How does that help America?
When you're trying to inflate a balloon, you have to use air from the outside. Every single immigrant group has this concept of repatriation and money going back and forth. My boy who's Chinese-American just opened up a tea house in LA. He went to every bank in LA trying to talk about his idea, but no bank was buying it, so he went to a Chinese bank in Chinatown and they gave him a loan. A black person in America doesn't have that opportunity — the capital doesn't exist here yet. It would be very hard for a black person to get that loan. If there's more travel and connection with Africa, then you're getting the capital that's coming from Africa, so you can actually get that loan.
We're the style icons of the world, but none of this shit is manufactured by black people. There's no power in that. You have to have the means to the end, this is where true wealth comes from. You need to own that shit — actual true wealth creation. It starts with the psychology that our worth is determined by whether or not we value ourselves. If you think you don't have no culture, or you were just a slave, or you from Africa but you ashamed, you're never going to have a place in the economy.
I saw on Instagram that one of your life goals was to know at least one prayer in every major religion in the world. How far along are you?
I've touched every religion that is major. Buddhism, Hinduism, Islam, Christianity, Judaism.

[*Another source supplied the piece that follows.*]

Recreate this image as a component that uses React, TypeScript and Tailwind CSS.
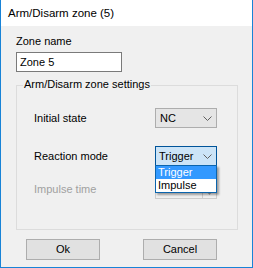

They're different prayers. I don't have an attachment to the prophet of each religion. I had a spiritual experience in college. I was struggling with my mental health, and I got to a point where I was suicidal and wanted to jump off a balcony. I remember thinking, "Nobody knows me, what's the point of living, I'm never going to make it in music, fuck it." In that moment, something came to me, man — a spirit in my mind that was like, "Nobody knows me, but God knows me." As soon as my mind heard that, my knees dropped to the floor. I tried to stand up and I was hammered again to the floor, my arms stretched back. Everything turned black, and I felt like I was in this black ocean. There was a voice inside telling me why I should stay on Earth. When I came out of it, my shirt was drenched as if I'd been in the ocean.That sent me on a spiritual journey to figure out what the hell happened — I didn't even finish the semester. I went straight to this Tibetan Buddhist temple, I went to a Hindu temple, I went to mosques. That was the beginning of this journey.